120 000 emplois directs

L’Union européenne elle aussi s’en est mêlée. Un arrêt de la Cour de justice de l’UE avait condamné en 2021 l’Espagne pour ne pas avoir suffisamment protégé le parc de Doñana des extractions d’eau illégales. Ces dernières semaines, la Commission européenne a également partagé ses inquiétudes, menaçant le pays de lourdes sanctions si la loi entrait en vigueur. Le commissaire européen à l’environnement, Virginijus Sinkevicius, s’est fendu d’un tweet après avoir rencontré les différentes parties prenantes. « Doñana est important pour l’Espagne et l’UE. Mon message est le même : la Commission européenne agit en tant que gardien impartial du Traité et la mise en œuvre de la décision de la Cour européenne est une priorité », a-t-il indiqué.

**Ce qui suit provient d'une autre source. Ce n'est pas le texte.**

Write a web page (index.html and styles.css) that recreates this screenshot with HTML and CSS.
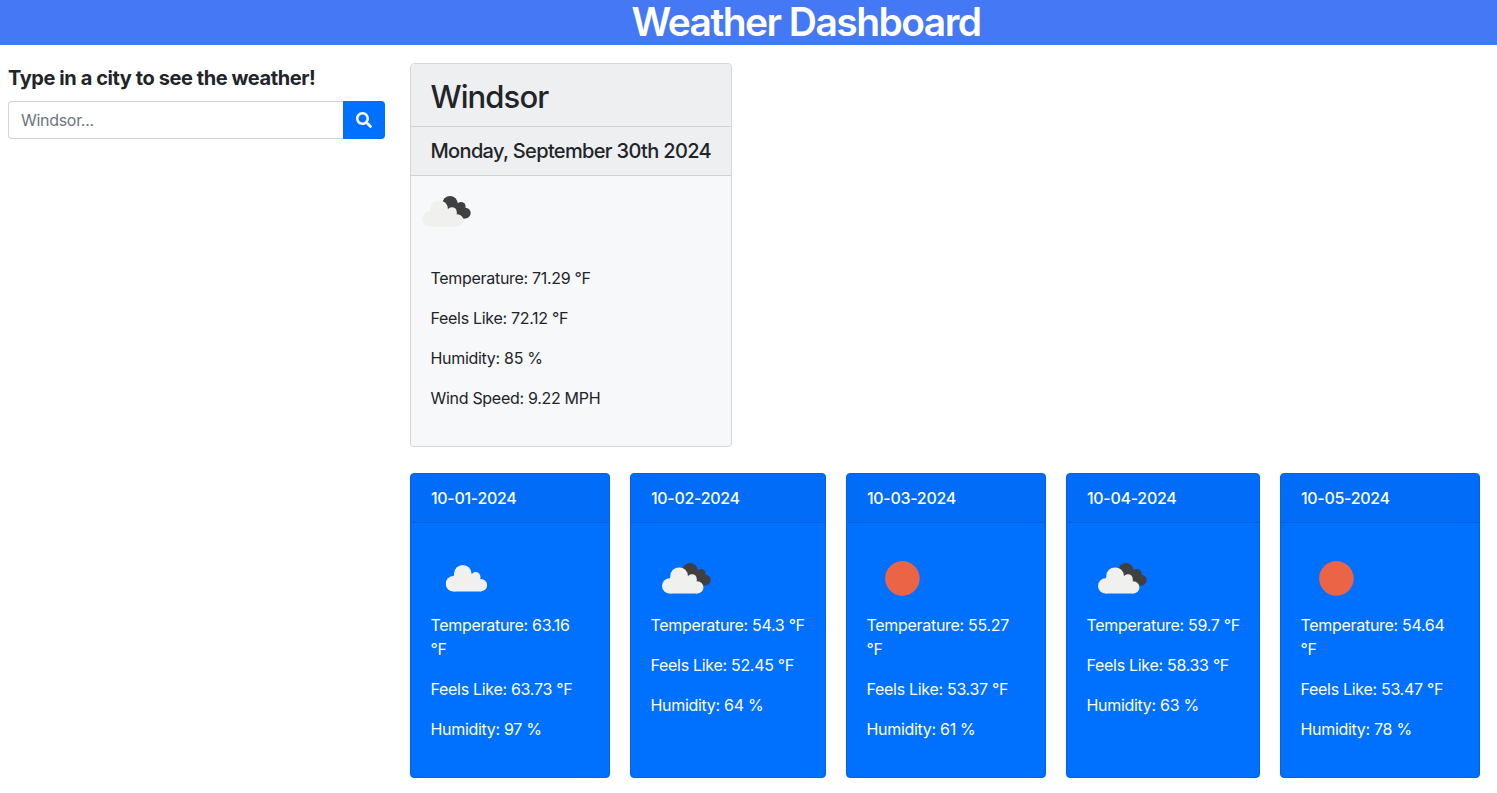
FILE: index.html
```html
<!DOCTYPE html>
<html lang="en">
<head>
<meta charset="utf-8">
<title>Weather Dashboard</title>
<link rel="stylesheet" href="styles.css">
</head>
<body>
<svg class="defs" aria-hidden="true">
  <symbol id="cloud" viewBox="0 0 42 27"><circle cx="7.7" cy="18.7" r="7.7"/><circle cx="17.1" cy="8.8" r="8.8"/><circle cx="30" cy="11.7" r="4.7"/><circle cx="35.2" cy="20.2" r="6.2"/><path d="M7.7 11 9 8.8H25.5L30 11.7H34.6V14L35.2 26.4H7.7Z"/></symbol>
  <symbol id="scattered" viewBox="0 0 70 70"><use href="#cloud" x="14.7" y="22" width="42" height="27" fill="#f0f0ee"/></symbol>
  <symbol id="broken" viewBox="0 0 70 70"><g fill="#404042"><circle cx="39" cy="27.7" r="7.7"/><circle cx="50" cy="30.6" r="4.6"/><circle cx="54.4" cy="37.1" r="5.3"/><path d="M34 31 45 26 54.5 32 54 42.4H49L38 35Z"/></g><use href="#cloud" x="11" y="24.2" width="42" height="27" fill="#f0f0ee"/></symbol>
  <symbol id="sun" viewBox="0 0 70 70"><circle cx="35.4" cy="35.4" r="17.3" fill="#eb6445"/></symbol>
</svg>
<header class="banner"><h1 class="banner-title">Weather Dashboard</h1></header>
<main class="layout">
  <aside class="search">
    <h2 class="search-title">Type in a city to see the weather!</h2>
    <form class="search-group">
      <input class="search-input" type="text" placeholder="Windsor...">
      <button class="search-button" type="button" aria-label="Search"><svg class="search-icon" viewBox="0 0 512 512"><path fill="currentColor" d="M505 442.7L405.3 343c-4.5-4.500-10.600-7-17-7H372c27.600-35.300 44-79.700 44-128C416 93.100 322.900 0 208 0S0 93.100 0 208s93.100 208 208 208c48.300 0 92.700-16.400 128-44v16.300c0 6.400 2.500 12.500 7 17l99.700 99.700c9.400 9.400 24.600 9.400 33.900 0l28.300-28.300c9.400-9.400 9.400-24.600.1-34zM208 336c-70.700 0-128-57.200-128-128 0-70.700 57.200-128 128-128 70.700 0 128 57.200 128 128 0 70.700-57.200 128-128 128z"/></svg></button>
    </form>
  </aside>
  <div class="results">
    <section class="current">
      <div class="current-head"><h2 class="current-city">Windsor</h2></div>
      <div class="current-head"><h3 class="current-date">Monday, September 30th 2024</h3></div>
      <svg class="icon"><use href="#broken"/></svg>
      <div class="current-body">
        <p>Temperature: 71.29 °F</p><p>Feels Like: 72.12 °F</p><p>Humidity: 85 %</p><p>Wind Speed: 9.22 MPH</p>
      </div>
    </section>
    <section class="forecast">
      <article class="day"><div class="day-head">10-01-2024</div><div class="day-body"><svg class="icon"><use href="#scattered"/></svg><p>Temperature: 63.16<br>°F</p><p>Feels Like: 63.73 °F</p><p>Humidity: 97 %</p></div></article>
      <article class="day day-second"><div class="day-head">10-02-2024</div><div class="day-body"><svg class="icon"><use href="#broken"/></svg><p>Temperature: 54.3 °F</p><p>Feels Like: 52.45 °F</p><p>Humidity: 64 %</p></div></article>
      <article class="day"><div class="day-head">10-03-2024</div><div class="day-body"><svg class="icon"><use href="#sun"/></svg><p>Temperature: 55.27<br>°F</p><p>Feels Like: 53.37 °F</p><p>Humidity: 61 %</p></div></article>
      <article class="day day-fourth"><div class="day-head">10-04-2024</div><div class="day-body"><svg class="icon"><use href="#broken"/></svg><p>Temperature: 59.7 °F</p><p>Feels Like: 58.33 °F</p><p>Humidity: 63 %</p></div></article>
      <article class="day"><div class="day-head">10-05-2024</div><div class="day-body"><svg class="icon"><use href="#sun"/></svg><p>Temperature: 54.64<br>°F</p><p>Feels Like: 53.47 °F</p><p>Humidity: 78 %</p></div></article>
    </section>
  </div>
</main>
</body>
</html>
```
FILE: styles.css
```css
* { box-sizing: border-box; }
body { margin: 0; background: #fff; color: #212529; font: 400 16px/24px Inter, "Liberation Sans", sans-serif; letter-spacing: -0.3px; }
h1, h2, h3, p { margin: 0; }
.defs { display: none; }
.banner { height: 45px; background: #4478f5; padding-left: 115px; }
.banner-title { color: #fff; text-align: center; font-size: 39px; font-weight: 600; line-height: 44px; letter-spacing: -1.55px; }
.layout { display: flex; padding: 18px 0 0 8px; }
.search { width: 377px; margin-right: 25px; padding-top: 3px; flex: none; }
.search-title { font-size: 20px; font-weight: 700; line-height: 24px; margin-bottom: 11px; letter-spacing: -0.42px; }
.search-group { display: flex; height: 38px; }
.search-input { flex: 1; min-width: 0; border: 1px solid #ced4da; border-right: 0; border-radius: 4px 0 0 4px; padding: 0 12px; font: inherit; letter-spacing: inherit; }
.search-input::placeholder { color: #6c757d; opacity: 1; }
.search-button { width: 42px; padding: 0; border: 0; border-radius: 0 4px 4px 0; background: #0070ff; color: #fff; display: flex; align-items: center; justify-content: center; }
.search-icon { width: 16px; height: 16px; }
.current { width: 322px; height: 384px; border: 1px solid #d5d7d9; border-radius: 4px; background: #f7f8fa; overflow: hidden; }
.current-head { padding: 12px 19.5px; background: #eeeff1; border-bottom: 1px solid #d0d2d4; white-space: nowrap; }
.current-city { font-size: 31px; font-weight: 500; line-height: 38px; letter-spacing: -0.9px; padding-top: 2px; height: 38px; }
.current-date { font-size: 20px; font-weight: 500; line-height: 24px; letter-spacing: -0.66px; }
.icon { display: block; width: 70px; height: 70px; }
.current-body { padding: 20px 19.5px; }
p { margin-bottom: 16px; white-space: nowrap; }
.forecast { display: flex; gap: 20px; margin-top: 26px; }
.day { width: 200px; height: 305px; border: 1px solid #0063e0; border-radius: 4px; background: #0070ff; color: #fff; overflow: hidden; }
.day-second { width: 196px; }
.day-fourth { width: 194px; }
.day-head { padding: 12px 20px; background: #006cf7; border-bottom: 1px solid #0062df; font-weight: 500; }
.day-body { padding: 20px; }
.day-body p { margin-left: -0.5px; }
```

L’association interprofessionnelle de la fraise, Interfresa, dénonce une campagne « pernicieuse et préjudiciable à l’industrie des fraises et des fruits rouges ». La fraise de Huelva emploie en effet 120 000 personnes, en direct et indirect, et représente 8% du PIB andalou. « Le déni ruine notre environnement et risque de ruiner les économies locales », lui rétorque le Premier ministre Pedro Sánchez. Car au-delà de la préservation d’une zone naturelle indispensable à la protection de l’environnement, le risque, en poursuivant sur le modèle agricole actuel très gourmand en eau, c’est qu’à terme, l’Espagne ne puisse plus faire pousser une seule fraise.

D’autant que cette culture fait face à un autre scandale dans le pays. La chercheuse au CNRS Chadia Arab, vient de publier un livre dans lequel elle dénonce l’exploitation de travailleuses marocaines dans la cueillette des fraises en Espagne. « Dans certaines fermes, elles sont privées des droits les plus élémentaires. Au moindre problème, elles peuvent être renvoyées au Maroc. Quelques exploitations sont même grillagées et dotées de caméras censées les protéger mais qui, de fait, sont aussi là pour les surveiller », témoigne-t-elle dans Marianne. Les risques environnementaux, humains et économiques se multiplient sur la filière.